Still, Richardson acknowledged, “if they did all this in the open, it would take forever.”
Senate Majority Leader Steven Horsford, D-Las Vegas, denied it’s a closed process, because the final votes are made in public.
“Part of our job as leaders is talk to each other, work out differences,” Horsford said. “If it was truly closed, we’d not be having this discussion right now. It’s just that the process is streamlined from what otherwise would take months and months to do.”
Though expedient for lawmakers, the closed meetings keep many of the details of their negotiations a secret.
Some of the proposals are leaked to reporters. A little over a week ago, sources confirmed to the Las Vegas Sun where they were on a tax package and likely cuts. Senate Majority Leader Steven Horsford later told the Sun he was still pushing a corporate income tax.
Still, the press corps spent much of the week loitering outside conference rooms, the core group inside and the smell of important decisions in the air.
When legislators emerged, they scurried to the elevators or the sanctuary of their offices, followed by reporters asking: “Is there consensus?”
“What’s the number?”
In response came pat answers: “We’re making progress.”
By Friday, higher education was the only budget lawmakers hadn’t agreed on.
Sources said it was getting rancorous in the room. Some wanted another $35 million for colleges and universities. Others want to keep the imminent tax package as small as possible.
The meeting dragged on.
Finally, Raggio emerged. “The speaker will have a statement,” was all he would say.
Sen. Warren Hardy emerged and gave the same response. A reporter, trying to get a different answer, asked what color the sky was.
“The speaker will have a statement.”
Reporters went back to waiting. After a while it was evident Assembly Speaker Barbara Buckley had slipped out a side door.
The now-cranky press pack made its way to her office. Eventually Buckley came out and announced there was no agreement on the higher education budget.
“We’ll come back on Monday,” she said, dodging further questions.
For those trying to find out what had gone on behind closed doors, it was back to making phone calls, stopping lawmakers in the halls, talking to anyone who could shed some light on the process.







There may be a law being broken. Something about open meetings as for doing state business.
Regarding the Nevada Open Meeting Law - The law does not apply to the state legislature. Bill Raggio is correct; if the meetings were held in the open with "Paid Lobbyists" hovering over head it would make the job so much more difficult.
Being a state legislator is a humbling job. You run for an office that pays nothing, you sacrifice your sanity for 4 months in Carson City all for the good of a people who only criticize your every decision. Public service is very humbling...

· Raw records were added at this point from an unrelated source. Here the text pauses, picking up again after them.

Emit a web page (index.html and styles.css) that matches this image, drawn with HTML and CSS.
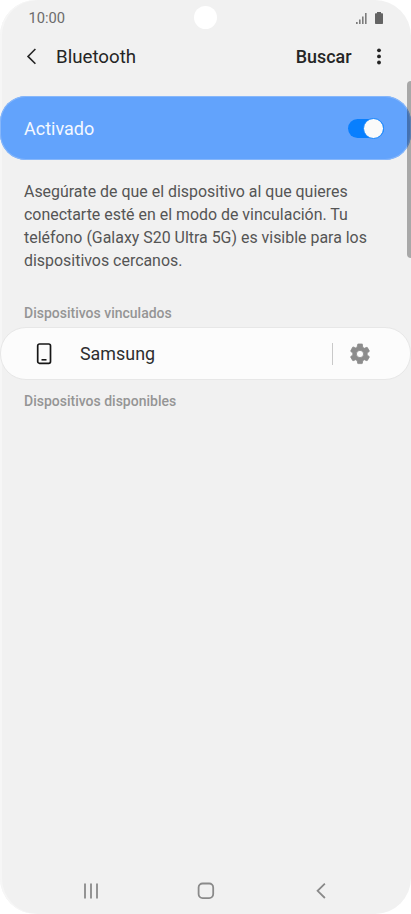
FILE: index.html
```
<!DOCTYPE html>
<html lang="es">
<head>
<meta charset="utf-8">
<title>Bluetooth</title>
<link rel="stylesheet" href="styles.css">
</head>
<body>
<div class="screen">
  <div class="status">
    <span class="clock">10:00</span>
    <span class="camera"></span>
    <svg class="status-icons" width="30" height="14" viewBox="0 0 30 14">
      <path d="M1 11h1.7v2H1zM4 8.5h1.6V13H4zM7 5.5h1.6V13H7zM10 2h1.6v11H10z" fill="#7d7d7d"/>
      <path d="M22 1h4v1.3h1.3q.7 0 .7.7v9.3q0 .7-.7.7h-6.6q-.7 0-.7-.7V3q0-.7.7-.7H22z" fill="#646464"/>
    </svg>
  </div>
  <header class="header">
    <svg class="back" width="12" height="18" viewBox="0 0 12 18"><path d="M9.4 1 2 8.4l7.4 7.3" fill="none" stroke="#252525" stroke-width="1.6"/></svg>
    <h1 class="title">Bluetooth</h1>
    <span class="scan">Buscar</span>
    <svg class="more" width="6" height="18" viewBox="0 0 6 18" fill="#252525"><circle cx="3" cy="2.3" r="1.9"/><circle cx="3" cy="8.4" r="1.9"/><circle cx="3" cy="14.5" r="1.9"/></svg>
  </header>
  <div class="switch-bar">
    <span class="switch-label">Activado</span>
    <span class="toggle"><span class="knob"></span></span>
  </div>
  <p class="help">Asegúrate de que el dispositivo al que quieres<br>conectarte esté en el modo de vinculación. Tu<br>teléfono (Galaxy S20 Ultra 5G) es visible para los<br>dispositivos cercanos.</p>
  <h2 class="section paired">Dispositivos vinculados</h2>
  <div class="device">
    <svg class="phone" width="16" height="22" viewBox="0 0 16 22" fill="none" stroke="#161616"><rect x="1.7" y="1" width="12.8" height="19.3" rx="1.8" stroke-width="1.7"/><path d="M5.5 16.8h5" stroke-width="1.6"/></svg>
    <span class="device-name">Samsung</span>
    <span class="divider"></span>
    <svg class="gear" width="24" height="24" viewBox="0 0 24 24"><path fill="#8c8c8c" stroke="#8c8c8c" stroke-width=".8" stroke-linejoin="round" d="M19.14 12.94c.04-.3.06-.61.06-.94s-.02-.64-.07-.94l2.03-1.58a.49.49 0 0 0 .12-.61l-1.92-3.32a.49.49 0 0 0-.59-.22l-2.39.96a7 7 0 0 0-1.62-.94l-.36-2.54A.48.48 0 0 0 13.92 2h-3.84a.48.48 0 0 0-.47.41l-.36 2.54a7.1 7.1 0 0 0-1.62.94l-2.39-.96a.48.48 0 0 0-.59.22L2.74 8.87a.48.48 0 0 0 .12.61l2.03 1.58c-.05.3-.09.63-.09.94s.02.64.07.94l-2.03 1.58a.49.49 0 0 0-.12.61l1.92 3.32c.12.22.37.29.59.22l2.39-.96c.5.38 1.03.7 1.62.94l.36 2.54c.05.24.24.41.48.41h3.84c.24 0 .44-.17.47-.41l.36-2.54a7 7 0 0 0 1.62-.94l2.39.96c.22.08.47 0 .59-.22l1.92-3.32a.48.48 0 0 0-.12-.61zM12 15.6a3.6 3.6 0 1 1 0-7.2 3.6 3.6 0 0 1 0 7.2z"/></svg>
  </div>
  <h2 class="section available">Dispositivos disponibles</h2>
  <nav class="nav">
    <svg width="18" height="18" viewBox="0 0 18 18"><path d="M3 1.5v15M9 1.5v15M15 1.5v15" stroke="#8a8a8a" stroke-width="1.8"/></svg>
    <svg width="18" height="18" viewBox="0 0 18 18"><rect x="1.6" y="1.5" width="14.6" height="14.6" rx="4" fill="none" stroke="#8a8a8a" stroke-width="1.8"/></svg>
    <svg width="18" height="18" viewBox="0 0 18 18"><path d="M12.9 1.6 5.6 8.8l7.3 7.2" fill="none" stroke="#8a8a8a" stroke-width="1.8"/></svg>
  </nav>
  <span class="scrollbar"></span>
</div>
</body>
</html>
```
FILE: styles.css
```
* { box-sizing: border-box; }
body { margin: 0; background: #fff; font-family: Roboto, sans-serif; }
svg { display: block; flex: none; }
.screen {
  position: relative;
  display: flex;
  flex-direction: column;
  width: 411px;
  height: 914px;
  overflow: hidden;
  border-radius: 36px;
  background: #f1f1f1;
  box-shadow: inset 2px 0 #f6f6f6;
  white-space: nowrap;
}
.status {
  display: grid;
  grid-template-columns: 1fr 23px 1fr;
  align-items: center;
  height: 35px;
  padding: 0 26px 0 28.5px;
}
.clock { color: #6b6b6b; font-size: 14.7px; line-height: 18px; padding-top: 1px; }
.camera { width: 23px; height: 23px; border-radius: 50%; background: #fff; margin-left: -1px; }
.status-icons { justify-self: end; }
.header { display: flex; align-items: center; height: 44px; padding: 0 29px 0 25px; }
.back { margin-left: 1px; }
.title { margin: 0 auto 0 18px; color: #252525; font-size: 18.7px; font-weight: 400; line-height: 24px; }
.scan { color: #252525; font-size: 17.9px; font-weight: 500; line-height: 24px; }
.more { margin-left: 24.5px; }
.switch-bar {
  display: flex;
  align-items: center;
  justify-content: space-between;
  height: 64px;
  margin-top: 17px;
  padding: 0 27px 0 24px;
  border-radius: 26px;
  background: #62a3fc;
  box-shadow: inset 0 0 0 1px #87b7fa;
}
.switch-label { padding-top: 2px; color: #f4f8ff; font-size: 18px; line-height: 24px; }
.toggle { display: flex; justify-content: flex-end; align-items: center; width: 36px; height: 19px; border-radius: 10px; background: #087ffe; }
.knob { width: 21px; height: 21px; flex: none; border-radius: 50%; background: #fafafa; border: 1px solid #1686fc; }
.help { margin: 21px 24px 0; color: #555; font-size: 15.93px; line-height: 22.9px; }
.section { margin: 0 24px; color: #959595; font-size: 14px; font-weight: 500; line-height: 18px; }
.paired { margin-top: 31.4px; }
.device {
  display: flex;
  align-items: center;
  height: 53px;
  margin-top: 5px;
  padding: 0 38px 0 35px;
  border: 1px solid #e7e7e7;
  border-radius: 26px;
  background: #fcfcfc;
}
.device-name { margin: 0 auto 0 28px; color: #2e2e2e; font-size: 17.9px; line-height: 24px; }
.divider { width: 1px; height: 22px; background: #c9c9c9; }
.gear { margin-left: 15px; }
.available { margin-top: 12px; }
.nav { display: flex; justify-content: space-between; margin: auto 81px 14px 82px; }
.scrollbar { position: absolute; top: 81px; right: 0; width: 4px; height: 177px; border-radius: 4px 0 0 4px; background: rgba(0, 0, 0, .3); }
```
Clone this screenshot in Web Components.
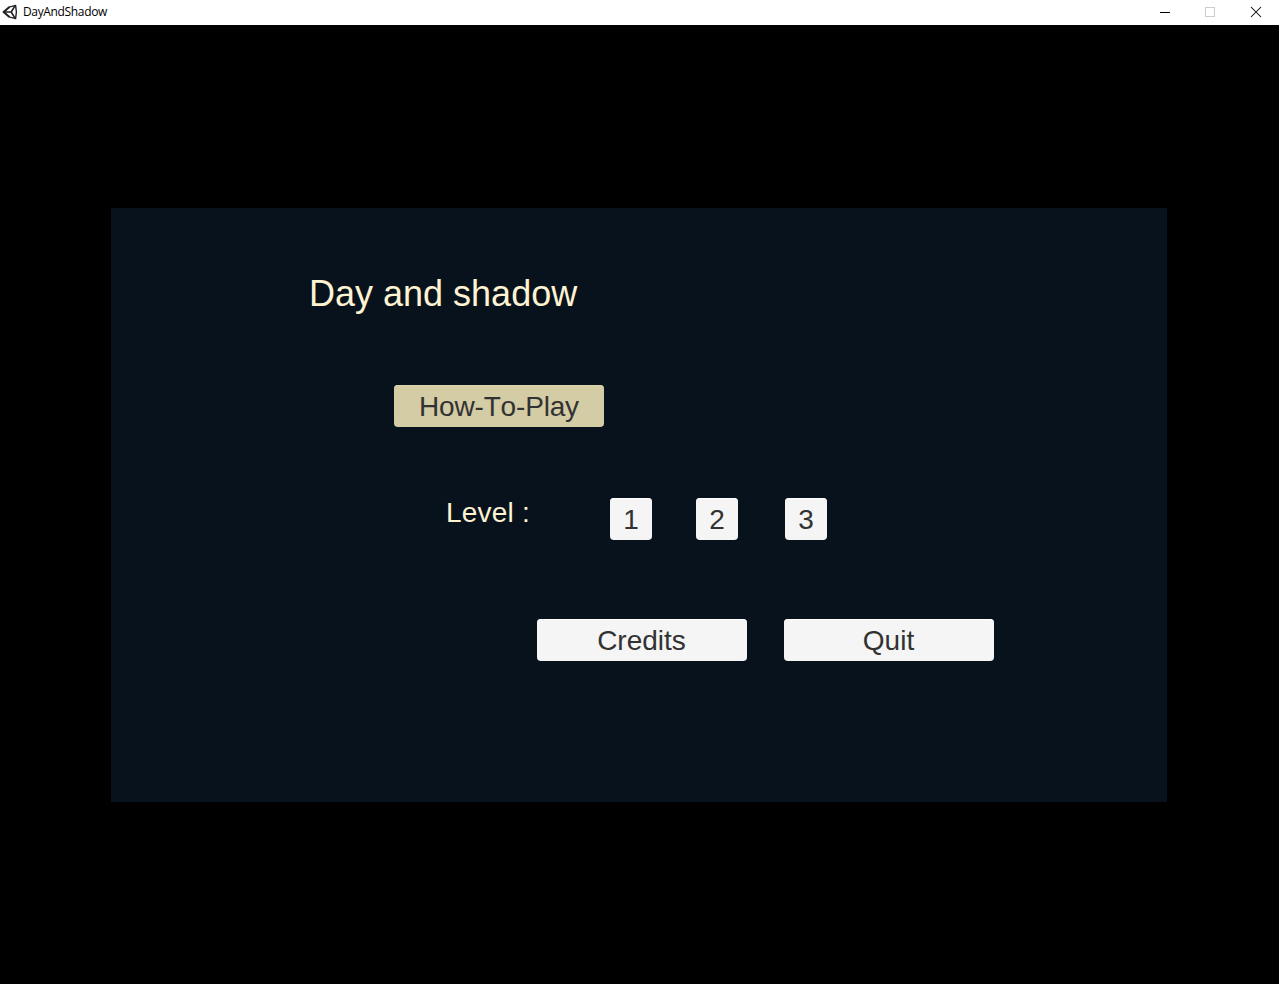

Assemblywoman Sheila Leslie, D-Reno, said "People don't speak as freely and frankly in public."
Citizen of Nevada will not know what they are voting on until long after the lawmakers have stuck it to us.
Just raise taxes on some more rich people. That always helps
These legislators are clueless. It serves Nevada right if Gibbon's vetoes their budget and they can't override him - although I doubt that'll occur. Gibbons is equally clueless - ranting his no taxes pledge in a futile attempt for reelection. The much-trumpeted SAGE commission and the budget office has never talked with "front line" state workers - right on down to the janitors and file clerks. Those workers could've given these so-called decesion makers and the governor an earful and solid information on what could and should be cut. Instead the commissions and budget offices talked only with department heads - who, given human nature, protected themselves first and foremost. They made certain their immediate underlings, assistants and prized support staff remained intact.
The entire Nevada employee payroll system is on the honor system - believe it or not. I can assure you the top department heads and their immediate staff have already calculated the 4.6% decrease in pay in hours "worked." For those hours you'll find them taking two hour lunches and regular early outs and "forgetting" to code that on their payroll submissions. Oh, overtime pay remains the same.
I can honestly report that layoffs - of at least 10% of the non-education state work force would not have caused even a flutter in public services.
It's a real shame we have to tolerate this governor and his total lack of leadership and inability to communicate.